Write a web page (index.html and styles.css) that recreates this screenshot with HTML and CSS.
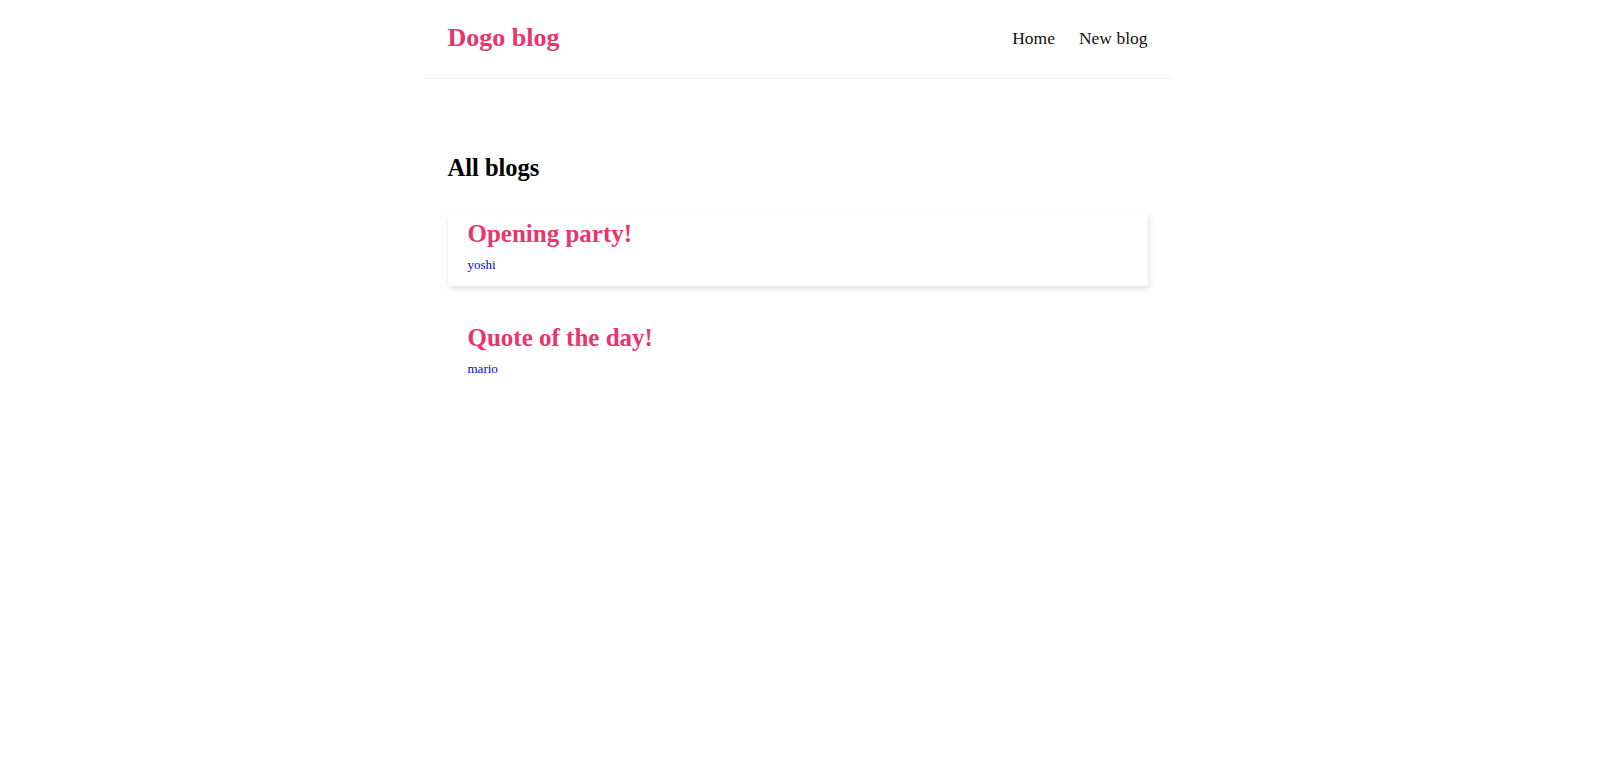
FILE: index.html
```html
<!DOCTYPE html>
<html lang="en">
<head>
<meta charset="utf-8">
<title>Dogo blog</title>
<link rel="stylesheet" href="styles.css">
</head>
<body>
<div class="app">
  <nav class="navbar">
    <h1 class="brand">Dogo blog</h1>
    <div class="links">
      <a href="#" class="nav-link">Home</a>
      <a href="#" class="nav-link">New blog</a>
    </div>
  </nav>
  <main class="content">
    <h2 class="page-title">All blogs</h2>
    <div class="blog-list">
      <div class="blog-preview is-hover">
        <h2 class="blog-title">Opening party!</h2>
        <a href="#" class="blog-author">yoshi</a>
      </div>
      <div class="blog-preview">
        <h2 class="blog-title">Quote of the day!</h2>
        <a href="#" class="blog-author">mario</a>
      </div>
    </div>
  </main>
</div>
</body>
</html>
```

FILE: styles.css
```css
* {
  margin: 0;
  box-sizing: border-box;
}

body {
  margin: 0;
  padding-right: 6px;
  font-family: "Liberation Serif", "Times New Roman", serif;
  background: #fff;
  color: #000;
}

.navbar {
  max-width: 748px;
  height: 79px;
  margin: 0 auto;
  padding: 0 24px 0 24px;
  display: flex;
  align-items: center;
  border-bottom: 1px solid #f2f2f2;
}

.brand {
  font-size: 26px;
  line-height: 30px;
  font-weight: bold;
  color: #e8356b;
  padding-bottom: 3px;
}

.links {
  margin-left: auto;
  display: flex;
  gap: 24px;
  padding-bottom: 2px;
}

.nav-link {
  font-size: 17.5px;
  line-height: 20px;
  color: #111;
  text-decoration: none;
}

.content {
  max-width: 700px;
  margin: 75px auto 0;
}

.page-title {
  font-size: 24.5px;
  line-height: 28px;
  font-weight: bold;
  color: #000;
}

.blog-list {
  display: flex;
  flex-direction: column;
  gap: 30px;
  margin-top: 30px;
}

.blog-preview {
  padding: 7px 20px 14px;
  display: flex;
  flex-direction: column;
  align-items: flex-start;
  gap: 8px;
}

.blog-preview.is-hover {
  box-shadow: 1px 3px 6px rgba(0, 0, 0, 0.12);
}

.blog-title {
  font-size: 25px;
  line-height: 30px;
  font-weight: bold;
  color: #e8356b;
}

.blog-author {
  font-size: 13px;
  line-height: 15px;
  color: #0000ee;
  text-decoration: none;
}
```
^^^^
■ **YOUR INSTRUCTIONS**: Copy every single line of the material above that holds "styles".

■ **TASK RESPONSE**:
Write a web page (index.html and styles.css) that recreates this screenshot with HTML and CSS.
<link rel="stylesheet" href="styles.css">
FILE: styles.css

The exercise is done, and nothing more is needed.